The housekeeping board is the live state of every room in the property. In a 92-key boutique it might be a magnetic whiteboard behind the front desk. In a 320-key resort it lives in the PMS housekeeping module on three tablet screens. The cadence at which the board is updated is what determines whether the front desk can quote an arrival time accurately, whether maintenance can schedule its day, and whether the GM can answer "are we ready for the 14:00 group?" without asking.
The cycle
Every 30 minutes, three things happen on the board: (1) housekeeping reports completed rooms (VD → VC), (2) inspector verifies and promotes inspected rooms (VC → VI for VIP arrivals), (3) front office reviews the arrival list against the available-room count for the next 4 hours.

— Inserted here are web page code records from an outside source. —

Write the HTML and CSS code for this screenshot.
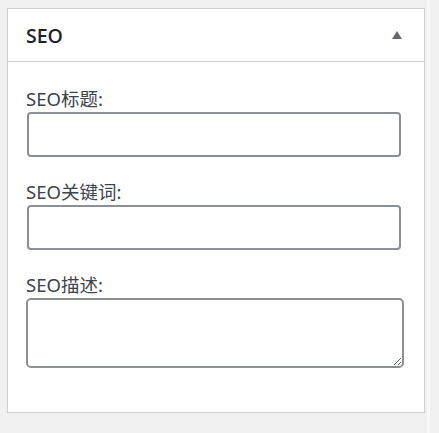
FILE: index.html
```html
<!DOCTYPE html>
<html lang="zh">
<head>
<meta charset="utf-8">
<title>SEO</title>
<link rel="stylesheet" href="styles.css">
</head>
<body>
<div class="panel">
  <div class="panel-header">
    <h2 class="panel-title">SEO</h2>
    <span class="toggle" aria-hidden="true"></span>
  </div>
  <div class="panel-body">
    <div class="field">
      <label class="label">SEO标题:</label>
      <input class="input" type="text">
    </div>
    <div class="field">
      <label class="label">SEO关键词:</label>
      <input class="input" type="text">
    </div>
    <div class="field">
      <label class="label">SEO描述:</label>
      <textarea class="textarea"></textarea>
    </div>
  </div>
</div>
</body>
</html>
```
FILE: styles.css
```css
html, body {
  margin: 0;
  padding: 0;
}
body {
  background: linear-gradient(to right, #f0f0f0 0, #f0f0f0 427px, #f8f8f8 427px, #f8f8f8 430px, #f0f0f0 430px);
  padding: 8px 0 0 7px;
  height: 433px;
  box-sizing: border-box;
  font-family: "Noto Sans", "Noto Sans CJK SC", sans-serif;
  color: #3c434a;
}
.panel {
  width: 418px;
  box-sizing: border-box;
  border: 1px solid #cdcfd1;
  background: #fff;
}
.panel-header {
  height: 52px;
  border-bottom: 1px solid #cdcfd1;
  display: flex;
  align-items: center;
  justify-content: space-between;
  padding: 0 22px 0 18px;
}
.panel-title {
  margin: 0;
  font-family: "Open Sans", "Noto Sans", sans-serif;
  font-size: 19.5px;
  font-weight: 600;
  color: #1d2327;
}
.toggle {
  width: 0;
  height: 0;
  border-left: 5px solid transparent;
  border-right: 5px solid transparent;
  border-bottom: 8px solid #646970;
  margin-top: -1px;
}
.panel-body {
  padding: 25px 0 44px 18px;
}
.field {
  display: flex;
  flex-direction: column;
  align-items: flex-start;
}
.field + .field {
  margin-top: 23px;
}
.label {
  font-size: 18.5px;
  line-height: 24px;
  color: #3c434a;
}
.input {
  margin: 1px 0 0 1px;
  width: 374px;
  height: 45px;
  box-sizing: border-box;
  border: 2px solid #8c8f94;
  border-radius: 4px;
  background: #fff;
  outline: none;
}
.textarea {
  margin: 1px 0 0 0;
  width: 378px;
  height: 70px;
  box-sizing: border-box;
  border: 2px solid #8c8f94;
  border-radius: 5px;
  background: #fff;
  outline: none;
  font-family: inherit;
}
```
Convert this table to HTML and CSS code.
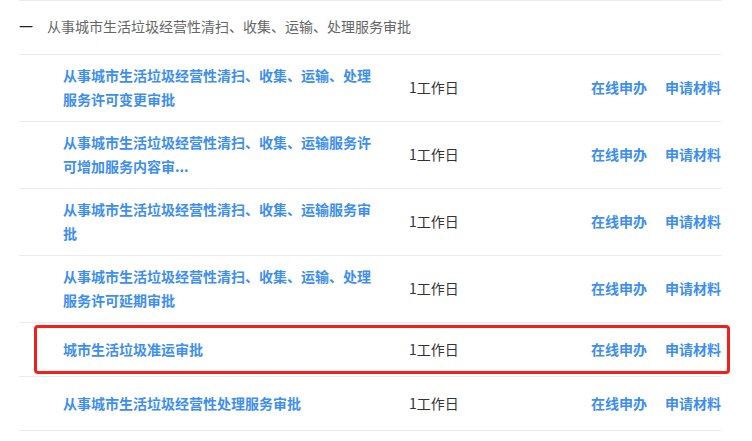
FILE: index.html
```html
<!DOCTYPE html>
<html lang="zh-CN">
<head>
    <meta charset="UTF-8">
    <meta name="viewport" content="width=device-width, initial-scale=1.0">
    <title>从事城市生活垃圾经营性清扫、收集、运输、处理服务审批</title>
    <link rel="stylesheet" href="styles.css">
</head>
<body>
    <div class="group">
        <div class="group-head">
            <span class="toggle">一</span>
            <span class="group-title">从事城市生活垃圾经营性清扫、收集、运输、处理服务审批</span>
        </div>
        <div class="item">
            <a class="item-name" href="#">从事城市生活垃圾经营性清扫、收集、运输、处理服务许可变更审批</a>
            <span class="item-time">1工作日</span>
            <div class="item-actions"><a href="#">在线申办</a><a href="#">申请材料</a></div>
        </div>
        <div class="item">
            <a class="item-name" href="#">从事城市生活垃圾经营性清扫、收集、运输服务许可增加服务内容审...</a>
            <span class="item-time">1工作日</span>
            <div class="item-actions"><a href="#">在线申办</a><a href="#">申请材料</a></div>
        </div>
        <div class="item">
            <a class="item-name" href="#">从事城市生活垃圾经营性清扫、收集、运输服务审批</a>
            <span class="item-time">1工作日</span>
            <div class="item-actions"><a href="#">在线申办</a><a href="#">申请材料</a></div>
        </div>
        <div class="item">
            <a class="item-name" href="#">从事城市生活垃圾经营性清扫、收集、运输、处理服务许可延期审批</a>
            <span class="item-time">1工作日</span>
            <div class="item-actions"><a href="#">在线申办</a><a href="#">申请材料</a></div>
        </div>
        <div class="item marked">
            <a class="item-name" href="#">城市生活垃圾准运审批</a>
            <span class="item-time">1工作日</span>
            <div class="item-actions"><a href="#">在线申办</a><a href="#">申请材料</a></div>
        </div>
        <div class="item">
            <a class="item-name" href="#">从事城市生活垃圾经营性处理服务审批</a>
            <span class="item-time">1工作日</span>
            <div class="item-actions"><a href="#">在线申办</a><a href="#">申请材料</a></div>
        </div>
    </div>
</body>
</html>
```

FILE: styles.css
```css
body {
    margin: 0;
    background: #fff;
    font-family: "Noto Sans CJK SC", "Liberation Sans", sans-serif;
    font-size: 14px;
}
a {
    text-decoration: none;
}
.group {
    margin-left: 19px;
    width: 702px;
}
.group-head {
    display: flex;
    align-items: center;
    box-sizing: border-box;
    height: 55px;
    padding-bottom: 3px;
    border-top: 1px solid #ebebeb;
    border-bottom: 1px solid #ebebeb;
}
.toggle {
    width: 28px;
    color: #222;
    font-size: 14px;
}
.group-title {
    color: #666;
    font-size: 14px;
}
.item {
    position: relative;
    display: flex;
    align-items: center;
    box-sizing: border-box;
    min-height: 54px;
    padding: 8px 0 10px 44px;
    border-bottom: 1px solid #ebebeb;
    line-height: 24px;
}
.item-name {
    width: 312px;
    margin-right: 34px;
    color: #3d8ef0;
    font-weight: bold;
}
.item-time {
    color: #333;
}
.item-actions {
    margin-left: auto;
    display: flex;
    gap: 18px;
}
.item-actions a {
    color: #3d8ef0;
    font-weight: bold;
}
/* красная рамка-выделение */
.marked::after {
    content: "";
    position: absolute;
    left: 15px;
    right: -9px;
    top: 2px;
    bottom: 2px;
    border: 3px solid #f2201a;
    border-radius: 4px;
}
```
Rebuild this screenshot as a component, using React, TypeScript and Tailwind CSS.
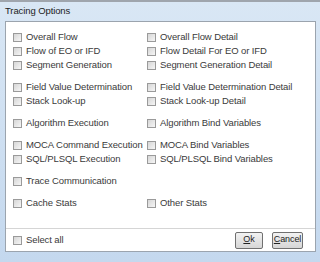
const groups: [string, string][][] = [
  [
    ["Overall Flow", "Overall Flow Detail"],
    ["Flow of EO or IFD", "Flow Detail For EO or IFD"],
    ["Segment Generation", "Segment Generation Detail"],
  ],
  [
    ["Field Value Determination", "Field Value Determination Detail"],
    ["Stack Look-up", "Stack Look-up Detail"],
  ],
  [["Algorithm Execution", "Algorithm Bind Variables"]],
  [
    ["MOCA Command Execution", "MOCA Bind Variables"],
    ["SQL/PLSQL Execution", "SQL/PLSQL Bind Variables"],
  ],
  [["Trace Communication", ""]],
  [["Cache Stats", "Other Stats"]],
]

function Check({ label }: { label: string }) {
  if (!label) return <div />
  return (
    <div className="flex h-[14px] items-center gap-[4px]">
      <span className="h-[9px] w-[9px] shrink-0 border border-[#9a9a9a] bg-gradient-to-br from-[#d6d6d6] to-[#f6f6f6]" />
      <span className="whitespace-nowrap">{label}</span>
    </div>
  )
}

export default function App() {
  return (
    <div
      className="flex h-[262px] w-[320px] flex-col border-t-2 border-[#9fa5ad] bg-gradient-to-b from-[#d9e7f5] to-[#c4d8ee] text-[9.5px] tracking-[-0.1px] text-[#3a3a3a]"
      style={{ fontFamily: '"Liberation Sans", Arial, sans-serif' }}
    >
      <div className="flex h-[19px] items-center pl-[5px] text-[9.5px] tracking-[-0.1px] text-[#1c1c1c]">
        Tracing Options
      </div>
      <div className="mb-[10px] ml-[5px] mr-[4px] flex flex-1 flex-col border border-[#9ba4ae] bg-white">
        <div className="flex flex-col gap-[8px] pl-[7px] pt-[8px]">
          {groups.map((g, i) => (
            <div key={i} className="flex flex-col">
              {g.map(([a, b]) => (
                <div key={a} className="grid grid-cols-[134px_1fr]">
                  <Check label={a} />
                  <Check label={b} />
                </div>
              ))}
            </div>
          ))}
        </div>
        <div className="mt-auto flex h-[23px] items-center justify-between border-t border-[#d5d5d5] pl-[7px] pr-[12px]">
          <Check label="Select all" />
          <div className="flex gap-[9px]">
            <button className="flex h-[17px] w-[28px] items-center justify-center rounded-[2px] border border-[#707070] bg-gradient-to-b from-[#f2f2f2] to-[#d6d6d6] text-[9px] text-[#222]">
              <span className="underline">O</span>k
            </button>
            <button className="flex h-[17px] w-[31px] items-center justify-center rounded-[2px] border border-[#707070] bg-gradient-to-b from-[#f2f2f2] to-[#d6d6d6] text-[9px] text-[#222]">
              <span className="underline">C</span>ancel
            </button>
          </div>
        </div>
      </div>
    </div>
  )
}
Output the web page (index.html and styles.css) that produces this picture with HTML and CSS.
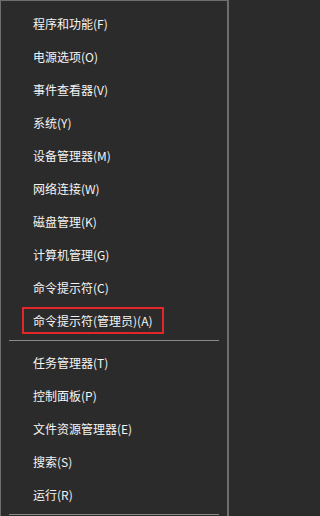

If the 30-minute cycle slips to 60 or 90, the cost is queued arrivals and discontent at the front desk. A guest with a 15:00 arrival who waits until 15:45 because the board was last updated at 14:00 is a guest who writes a review.
Who updates what
Why the cycle breaks
The board breaks for the same three reasons in every property: a room attendant who completes a room but forgets to mark it; an inspector who is doing inspections and entering data on the same tablet, falling behind by 25 minutes; maintenance closing a work order in the maintenance log but not updating the room status (the PMS does not auto-sync between the two modules at most properties). Each of these is fixable with a single SOP and one weekly audit.